Sunday, 12 July 2009

Graduating

During the intervening period between final results and graduation, it will not surprise the reader to learn that there was a fair bit of calling each other Dr X, Y or Z. Indeed some rather less flattering suffixes were used in reference to antics which best remain undisclosed.

However, for me it was only on graduation day, when it becomes official, legal and proper, that the knowledge of actually being a doctor started to sink in. During the ceremony itself, the pomp and sense of occasion failed to make much of an impression. It was over the following hours, glimpsing myself through the eyes of parents and grandparents, that it slowly dawned on me: the sense of personal responsibility, the weight of lay expectation of what a doctor is, what he should know and be able to do.

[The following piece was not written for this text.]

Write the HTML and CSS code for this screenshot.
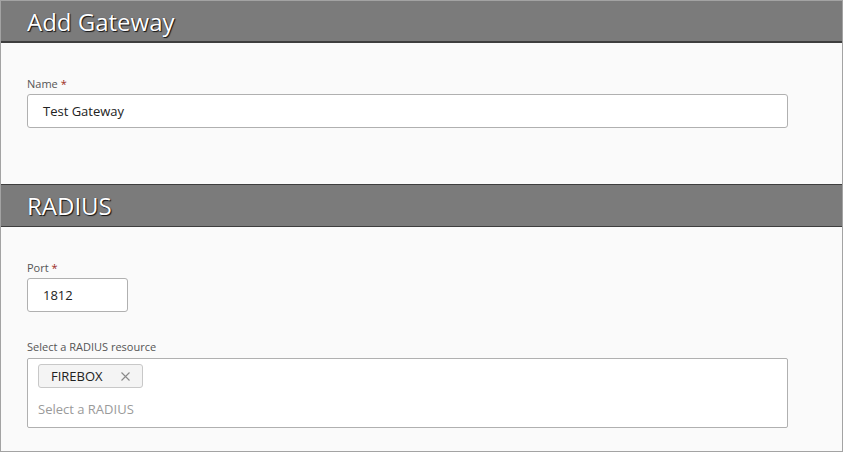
FILE: index.html
```html
<!DOCTYPE html>
<html lang="en">
<head>
<meta charset="utf-8">
<title>Add Gateway</title>
<link rel="stylesheet" href="styles.css">
</head>
<body>
<div class="frame">
  <div class="header header-first"><h1 class="title">Add Gateway</h1></div>
  <div class="section section-first">
    <div class="label">Name <span class="req">*</span></div>
    <div class="field field-wide">Test Gateway</div>
  </div>
  <div class="header header-second"><h1 class="title">RADIUS</h1></div>
  <div class="section">
    <div class="label">Port <span class="req">*</span></div>
    <div class="field field-port">1812</div>
    <div class="label label-gap">Select a RADIUS resource</div>
    <div class="multi">
      <div class="chips">
        <span class="chip">FIREBOX
          <svg class="chip-x" width="9" height="9" viewBox="0 0 9 9"><path d="M0.5 0.5 L8.5 8.5 M8.5 0.5 L0.5 8.5" stroke="#8a8a8a" stroke-width="1.1" fill="none"/></svg>
        </span>
      </div>
      <div class="placeholder">Select a RADIUS</div>
    </div>
  </div>
</div>
</body>
</html>
```

FILE: styles.css
```css
html, body {
  margin: 0;
  padding: 0;
  background: #fafafa;
}
body {
  font-family: "Open Sans", "Noto Sans", sans-serif;
}
.frame {
  width: 843px;
  height: 452px;
  box-sizing: border-box;
  border: 1px solid #a3a3a3;
  background: #fafafa;
  display: flex;
  flex-direction: column;
  overflow: hidden;
}
.header {
  background: #7b7b7b;
  display: flex;
  align-items: center;
  padding-left: 26px;
  box-sizing: border-box;
}
.header-first {
  height: 42px;
  border-bottom: 2px solid #3e3e3e;
}
.header-second {
  height: 43px;
  border-top: 1px solid #3e3e3e;
  border-bottom: 1px solid #3e3e3e;
}
.title {
  margin: 0;
  font-size: 24px;
  font-weight: 400;
  line-height: 32px;
  color: #ffffff;
  text-shadow: 1px 1px 1px rgba(0, 0, 0, 0.85), 0 0 1px rgba(0, 0, 40, 0.6);
}
.header-first .title {
  margin-top: 1px;
}
.section {
  padding: 33px 0 0 26px;
  display: flex;
  flex-direction: column;
  align-items: flex-start;
  flex: 1;
}
.section-first {
  flex: 0 0 141px;
  box-sizing: border-box;
}
.label {
  font-size: 11px;
  line-height: 15px;
  color: #555555;
  margin-bottom: 3px;
}
.label-gap {
  margin-top: 27px;
  margin-bottom: 4px;
}
.req {
  color: #9b2a1c;
}
.field {
  height: 34px;
  box-sizing: border-box;
  border: 1px solid #b0b0b0;
  border-radius: 3px;
  background: #ffffff;
  padding-left: 15px;
  font-size: 13px;
  line-height: 32px;
  color: #222222;
}
.field-wide {
  width: 761px;
}
.field-port {
  width: 101px;
}
.multi {
  width: 761px;
  height: 70px;
  box-sizing: border-box;
  border: 1px solid #b0b0b0;
  border-radius: 2px;
  background: #ffffff;
  padding: 5px 0 0 10px;
}
.chips {
  display: flex;
}
.chip {
  display: inline-flex;
  align-items: center;
  height: 24px;
  width: 105px;
  box-sizing: border-box;
  border: 1px solid #c8c8c8;
  border-radius: 3px;
  background: #f4f4f4;
  padding-left: 12px;
  font-size: 13px;
  color: #222222;
}
.chip-x {
  margin-left: 18px;
}
.placeholder {
  margin-top: 12px;
  font-size: 13px;
  line-height: 18px;
  color: #9a9a9a;
}
```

For me, the last year has not so much been about getting to the point where the medical school was happy with my level of skill and knowledge as to that at which I was. The former is a bare minimum; the latter is what is required in order to begin any working day with a clear conscience. (Of course, the goal is to end each day with one, but this is rather predicated on starting as one means to go on. No doubt there will be plenty of room over the coming months to reflect on what is at times the unbridgable gap between one's own best and the patient's - and these are perhaps the moments where it is most vital to feel that one really did bring one's utmost to the table.)

As far as this goes though, prior to graduation I did actually feel I had got to this point: I have worked hard over the last year and I worked hard for finals. But standing there, degree(s) in hand, the fearsome realisation dawned on me that this piece of paper, this title - which ostensibly means so much - is worth absolutely nothing more than what remains in the head and in the heart: ultimately one carries nothing more into the ward, operating theatre or consulting room. Underneath our degrees, robes and titles, we are naked.